Team and individual athletes are always looking for an edge prior to their competition or race. The preceding days variable’s including rest, nutrition, training, and exercise are dialed in to create an optimal environment on game or race day. Most Physical Therapists and sports medicine professionals encourage an active dynamic warm up in the hour prior to competition to increase circulation and body temperature, as well as, activate elements of the nervous and muscular systems prior to exercise. In previous posts we have described the benefits of post activation potentiation (PAP) occurring after strength training and plyometric activities prior to competition. Essentially priming the body to perform at an optimal level. A recent review article highlights which exercises are most beneficial prior to competition and dispels common myths about strength training on the same day of competition.
Researchers have previously reported on the beneficial adaptations of an acute bout of exercise which improve a competitor’s subsequent competition or race. Mason and colleagues published a review of the available literature on the benefits of acute bouts of exercise in the 12 hours preceding athletic competition (Sports Medicine. 2020). They included 29 studies detailing the impact of short and middle distance cardiovascular training, as well as, strength training on athletic performance. Authors reported improved performance after strength training sessions prior to competition.
Authors reported heavy load (75-85% of 1 repetition maximum), low volume (3 sets x 4-10 repetitions) training increased subsequent performance after a 4-6 hour recovery period. For example, athletes tested at 12pm underwent strength testing at 6-8am that morning. Interestingly, less benefits were found with either longer or shorter recovery periods. Authors suggested performing compound, multi joint, strength training movements (squat vs. leg extension machine) to maximize benefits and minimize fatigue. Additional multi joint exercises included the bench press and deadlifts. Less information was available on the benefits of this training on subsequent team sport performance.

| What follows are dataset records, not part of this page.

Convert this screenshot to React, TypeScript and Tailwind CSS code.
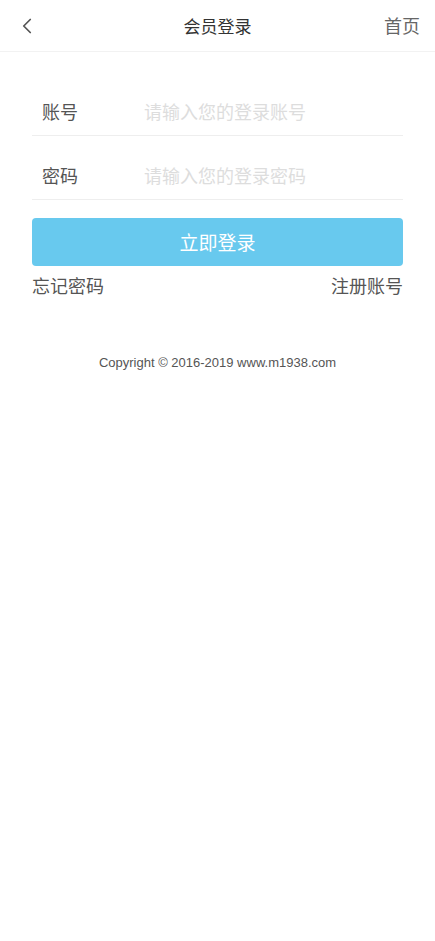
import { ChevronLeft } from 'lucide-react';

const cjk = "font-['Noto_Sans_CJK_SC','Noto_Sans',sans-serif]";

function Field({ label, placeholder, type }: { label: string; placeholder: string; type: string }) {
	return (
		<div className="flex h-16 items-end border-b border-[#eeeeee] pb-[11px]">
			<span className="w-[112px] pl-[10px] text-[18px] leading-[26px] text-[#555555]">{label}</span>
			<input
				type={type}
				placeholder={placeholder}
				className="flex-1 bg-transparent text-[18px] leading-[26px] text-[#333333] outline-none placeholder:text-[#dddddd]"
			/>
		</div>
	);
}

export default function App() {
	return (
		<div className={`min-h-[941px] bg-white ${cjk}`}>
			<header className="relative flex h-[52px] items-center justify-center border-b border-[#f2f2f2]">
				<button type="button" className="absolute left-[14px] top-[13px] text-[#555555]">
					<ChevronLeft className="h-[26px] w-[26px]" strokeWidth={1.6} />
				</button>
				<h1 className="text-[17px] text-[#333333]">会员登录</h1>
				<a className="absolute right-[15px] top-[12px] text-[18px] text-[#666666]">首页</a>
			</header>

			<form className="mx-8 mt-5" onSubmit={(e) => e.preventDefault()}>
				<Field label="账号" placeholder="请输入您的登录账号" type="text" />
				<Field label="密码" placeholder="请输入您的登录密码" type="password" />
				<button
					type="submit"
					className="mt-[18px] flex h-12 w-full items-center justify-center rounded-[4px] bg-[#68c9ee] text-[19px] text-white"
				>
					立即登录
				</button>
				<div className="mt-[6px] flex justify-between text-[18px] text-[#555555]">
					<a>忘记密码</a>
					<a>注册账号</a>
				</div>
			</form>

			<p className="mt-[54px] text-center font-['Liberation_Sans',Arial,sans-serif] text-[13px] text-[#555555]">
				Copyright © 2016-2019 www.m1938.com
			</p>
		</div>
	);
}
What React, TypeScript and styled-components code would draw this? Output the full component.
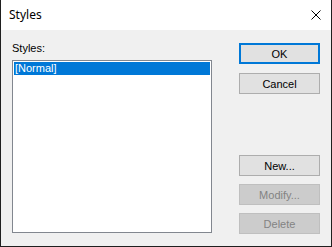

Previous cardiovascular training also showed benefits on same day running and cycling performance. Most of the studies utilized maximal intensity, short duration sprints and high intensity interval training (HIIT). Authors found benefits of either 5-6 reps x 40 meter sprints or HIIT programs using 30:30 second intervals prior to athletic competition. Importantly, 4-6 hours of rest and recovery were equally important to performance of future aerobic events.